In Swim (2024) and Reciprocal (2024), Piper Bangs expands the Surrealists’ fascination with the still-life as she teases out the idea of ‘forbidden’ fruit. Pretty phallic pears hover between states of play and collapse as they are staged in curiously liquid landscapes. Marrying the vache period of René Magritte with the erotic humour of Toyen, Bangs takes the humble genre of the still-life, traditionally associated with the female painter, in gloriously fetishistic directions. Ginny Casey also ensures Sigmund Freud’s reading of the symbolism of dream takes a feminist edge in The Big Listen (2022) and Amphibious Vessel (2022).
The psychoanalyst saw all vessels, from a spoon or box to a ship, as a symbol of the female sex organ and interpreted the appearance of a room in a dream as a symbol of the desired woman, waiting to be entered. Casey’s animated, amphibious vessels wreak havoc on such Freudian symbolism and the male’s fear and fantasy of the femme-fatale as inanimate objects dance and gesture like eager lovers in domestic rooms. If Carrington once described the kitchen as “a place of power” then here it is a place of play.

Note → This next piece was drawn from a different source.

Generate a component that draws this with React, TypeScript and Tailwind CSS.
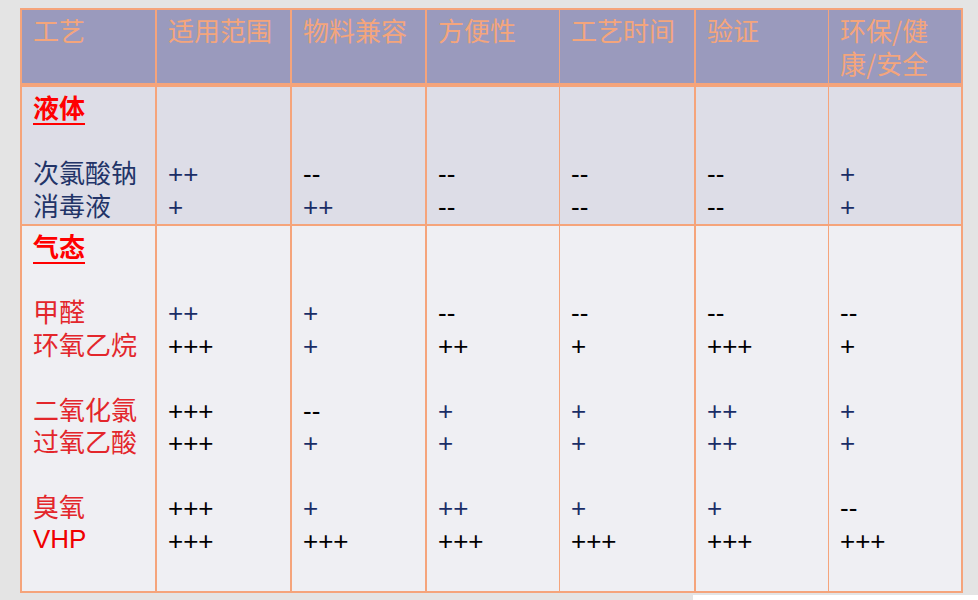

The Surrealist echo is palpable in these younger artists’ use of distraction to explore space, sexuality, and storytelling. Through almost naïve styles and compositions that may recall illustrations in children’s books they ensure distraction lies in the overlooked as well as in the immersive. As different generations of artists meet in Surrealism in the Service of Distraction viewers are invited to enjoy distraction at its fullest.